The modern microservices architecture generates a deluge of log data that demands centralized aggregation, parsing, and visualization. The ELK stack—comprising Elasticsearch, Logstash, and Kibana—remains the industry standard for handling these data streams, offering scalable search, log processing, and interactive dashboards. However, deploying this stack in a Kubernetes environment introduces specific complexities regarding stateful storage, resource allocation, and service discovery. This analysis details the methodologies for deploying ELK on Kubernetes, ranging from cloud-managed clusters with Helm charts to bare-metal or Minikube setups using native Kubernetes manifests. Understanding the architectural nuances of Elasticsearch nodes and shards, alongside the precise configuration of Logstash pipelines and Filebeat agents, is critical for establishing a robust observability infrastructure.
Architectural Foundations and Component Roles
Before initiating deployment, it is essential to understand the distinct roles and internal architecture of each ELK component, as these characteristics dictate their Kubernetes deployment strategies.

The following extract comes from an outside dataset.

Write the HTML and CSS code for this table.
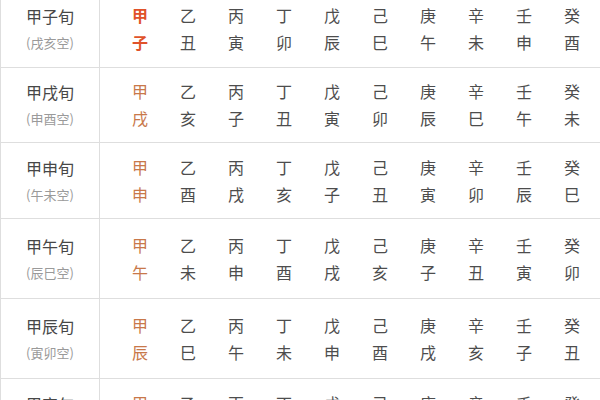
FILE: index.html
```html
<!DOCTYPE html>
<html lang="zh">
<head>
<meta charset="utf-8">
<link rel="stylesheet" href="styles.css">
</head>
<body>
<div class="table">
  <div class="row">
    <div class="label"><span class="name">甲子旬</span><span class="void">(戌亥空)</span></div>
    <div class="cells first">
      <span class="jia">甲</span><span>乙</span><span>丙</span><span>丁</span><span>戊</span><span>己</span><span>庚</span><span>辛</span><span>壬</span><span>癸</span>
      <span class="jia">子</span><span>丑</span><span>寅</span><span>卯</span><span>辰</span><span>巳</span><span>午</span><span>未</span><span>申</span><span>酉</span>
    </div>
  </div>
  <div class="row">
    <div class="label"><span class="name">甲戌旬</span><span class="void">(申酉空)</span></div>
    <div class="cells">
      <span class="jia">甲</span><span>乙</span><span>丙</span><span>丁</span><span>戊</span><span>己</span><span>庚</span><span>辛</span><span>壬</span><span>癸</span>
      <span class="jia">戌</span><span>亥</span><span>子</span><span>丑</span><span>寅</span><span>卯</span><span>辰</span><span>巳</span><span>午</span><span>未</span>
    </div>
  </div>
  <div class="row">
    <div class="label"><span class="name">甲申旬</span><span class="void">(午未空)</span></div>
    <div class="cells">
      <span class="jia">甲</span><span>乙</span><span>丙</span><span>丁</span><span>戊</span><span>己</span><span>庚</span><span>辛</span><span>壬</span><span>癸</span>
      <span class="jia">申</span><span>酉</span><span>戌</span><span>亥</span><span>子</span><span>丑</span><span>寅</span><span>卯</span><span>辰</span><span>巳</span>
    </div>
  </div>
  <div class="row">
    <div class="label"><span class="name">甲午旬</span><span class="void">(辰巳空)</span></div>
    <div class="cells">
      <span class="jia">甲</span><span>乙</span><span>丙</span><span>丁</span><span>戊</span><span>己</span><span>庚</span><span>辛</span><span>壬</span><span>癸</span>
      <span class="jia">午</span><span>未</span><span>申</span><span>酉</span><span>戌</span><span>亥</span><span>子</span><span>丑</span><span>寅</span><span>卯</span>
    </div>
  </div>
  <div class="row">
    <div class="label"><span class="name">甲辰旬</span><span class="void">(寅卯空)</span></div>
    <div class="cells">
      <span class="jia">甲</span><span>乙</span><span>丙</span><span>丁</span><span>戊</span><span>己</span><span>庚</span><span>辛</span><span>壬</span><span>癸</span>
      <span class="jia">辰</span><span>巳</span><span>午</span><span>未</span><span>申</span><span>酉</span><span>戌</span><span>亥</span><span>子</span><span>丑</span>
    </div>
  </div>
  <div class="row">
    <div class="label"><span class="name">甲寅旬</span><span class="void">(子丑空)</span></div>
    <div class="cells">
      <span class="jia">甲</span><span>乙</span><span>丙</span><span>丁</span><span>戊</span><span>己</span><span>庚</span><span>辛</span><span>壬</span><span>癸</span>
      <span class="jia">寅</span><span>卯</span><span>辰</span><span>巳</span><span>午</span><span>未</span><span>申</span><span>酉</span><span>戌</span><span>亥</span>
    </div>
  </div>
</div>
</body>
</html>
```

FILE: styles.css
```css
html, body {
  margin: 0;
  padding: 0;
  background: #ffffff;
  overflow: hidden;
}
body {
  width: 600px;
  height: 400px;
  font-family: "Noto Sans CJK SC", "Noto Sans", sans-serif;
  color: #4a4a4a;
}
.table {
  margin-top: -9px;
  width: 600px;
  border-left: 1px solid #dedede;
}
.row {
  display: grid;
  grid-template-columns: 99px 1fr;
  height: 77px;
  box-sizing: border-box;
  border-bottom: 1px solid #dedede;
}
.row:nth-child(2) {
  height: 75px;
}
.row:nth-child(3) {
  height: 76px;
}
.row:nth-child(4),
.row:nth-child(5) {
  height: 80px;
}
.label {
  display: flex;
  flex-direction: column;
  align-items: center;
  justify-content: center;
  border-right: 1px solid #dedede;
}
.name {
  font-size: 16px;
  line-height: 28px;
  font-weight: 400;
  color: #474747;
}
.void {
  font-size: 13px;
  line-height: 26px;
  color: #9a9a9a;
}
.cells {
  display: grid;
  grid-template-columns: repeat(10, 48px);
  align-content: center;
  padding-left: 16px;
  font-size: 16px;
  line-height: 27px;
  color: #4d4d4d;
}
.cells span {
  text-align: center;
}
.cells .jia {
  color: #c8784a;
}
.cells.first .jia {
  color: #e0522a;
  font-weight: 700;
}
```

- Elasticsearch serves as the scalable search and analytics engine. It functions as a log analytics tool and an application-formed database, making it suitable for data-driven applications. Its architecture relies on nodes, which are dedicated servers running Elasticsearch binaries to handle search and analytics tasks. The database space is logically divided into shards, enabling faster data accessibility and distribution across the cluster. Data within Elasticsearch is organized into indices, which facilitate efficient data management.
- Logstash acts as the log-processing intermediary. It collects logs from various sources, parses them into a structured format, and transmits them to Elasticsearch for storage and analysis. This component is crucial for transforming raw, unstructured log data into queryable information.
- Kibana provides the visualization layer. It is a powerful tool that allows users to explore and analyze data stored in Elasticsearch through interactive charts, graphs, and dashboards. This front-end interface is where the aggregated data becomes actionable intelligence for operations and development teams.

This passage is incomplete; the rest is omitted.